REPUBLIKA.CO.ID, JAKARTA -- Pengamat menilai bursa komoditas minyak sawit mentah (CPO) yang diinisiasi pemerintah sebaiknya bukan bersifat mandatori atau kewajiban untuk pelaku usaha namun sukarela. Vice President for Industry and Regional Research PT Bank Mandiri (Persero) Tbk Dendi Ramdani menyatakan secara umum bursa komoditas CPO merupakan hal yang positif karena untuk menghidupkan transaksi perdagangan komoditas CPO di dalam negeri mengingat Indonesia merupakan produsen CPO dunia.
"Tapi itu dilakukannya seharusnya dengan sukarela atau volunteer, bukan secara mandatory. Pelaku usaha bertransaksi di situ tidak ada pemaksaan," ujarnya melalui keterangan tertulis di Jakarta, Selasa (11/7/2023).
Dikatakannya ada jenis transaksi CPO yang kurang pas apabila diharuskan melalui bursa. Misalnya, kata dia, ada beberapa perusahaan besar yang melakukan kontrak pembelian CPO dalam jangka panjang.

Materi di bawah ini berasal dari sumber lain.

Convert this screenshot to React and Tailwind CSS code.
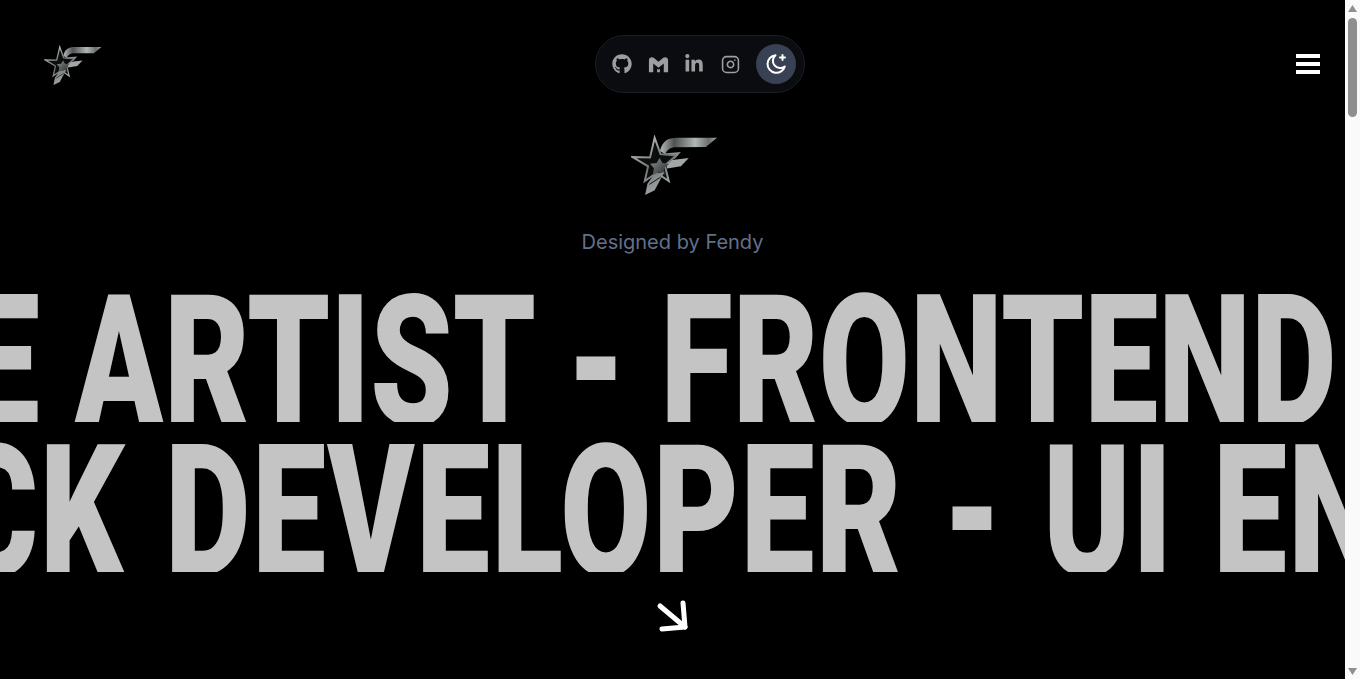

Perusahaan seperti ini memerlukan kepastian pasukan CPO dalam jumlah tertentu secara cepat dan barangnya berkualitas. Jenis transaksi seperti itu tidak cocok melalui bursa. Menurut Dendi, jika mengacu pada Bursa Derivatif Malaysia dan Bursa Komoditas Rotterdam, mereka juga tak melakukan mandatory atau mewajibkan kepada pelaku usaha.
Oleh karena itu lanjutnya, Kementerian Perdagangan (Kemendag) sebaiknya tidak mewajibkan pelaku usaha untuk bertransaksi melalui bursa komoditas CPO agar transaksi yang dilakukan para pelaku usaha berlangsung alamiah. Transaksi komoditi lewat bursa, tambahnya, biasanya volume barang yang ditransaksikan jumlahnya tidak banyak, namun demikian harganya bisa menjadi patokan.
"Yang perlu dilakukan pemerintah menurut saya yakni membuat pasar yang nyaman. Pemerintah cukup membuat regulasi yang baik sehingga pasarnya berlangsung fair," katanya.
Dendi menyatakan sejumlah hal yang yang perlu diperhatikan dalam pembentukan dan pengimplementasian bursa CPO di antaranya, pemerintah perlu menentukan lembaga pengelola bursa CPO yang mampu menciptakan pembentukan harga yang stabil, transparan dan benar-benar mencerminkan kondisi pasar CPO.
Pemerintah juga harus bisa menyiapkan instrumen untuk mendukung berlangsungnya bursa CPO ini. Misalnya saja keberadaan hedging (lindung nilai), dan lembaga finansial sebagai penopang transaksi berjangka perlu disiapkan dan dikelola dengan baik dan transparan.
Biaya transaksi dalam bursa CPO Indonesia juga harus kompetitif agar dapat bersaing dengan Bursa Derivatif Malaysia dan Bursa Komoditas Rotterdam sehingga tidak memberikan biaya tambahan bagi pembeli dan penjual.
Sementara itu Sekretaris Badan Pengawas Perdagangan Berjangka Komoditi (Bappebti) Kementerian Perdagangan Olvy Andrianita mengatakan, pihaknya terus menyempurnakan rencana implementasi ekspor CPO melalui bursa berjangka. Kemendag, lanjutnya, telah menggelar konsultasi publik yang menghadirkan pemangku kepentingan di industri kelapa sawit untuk menjaring masukan dari para pelaku usaha.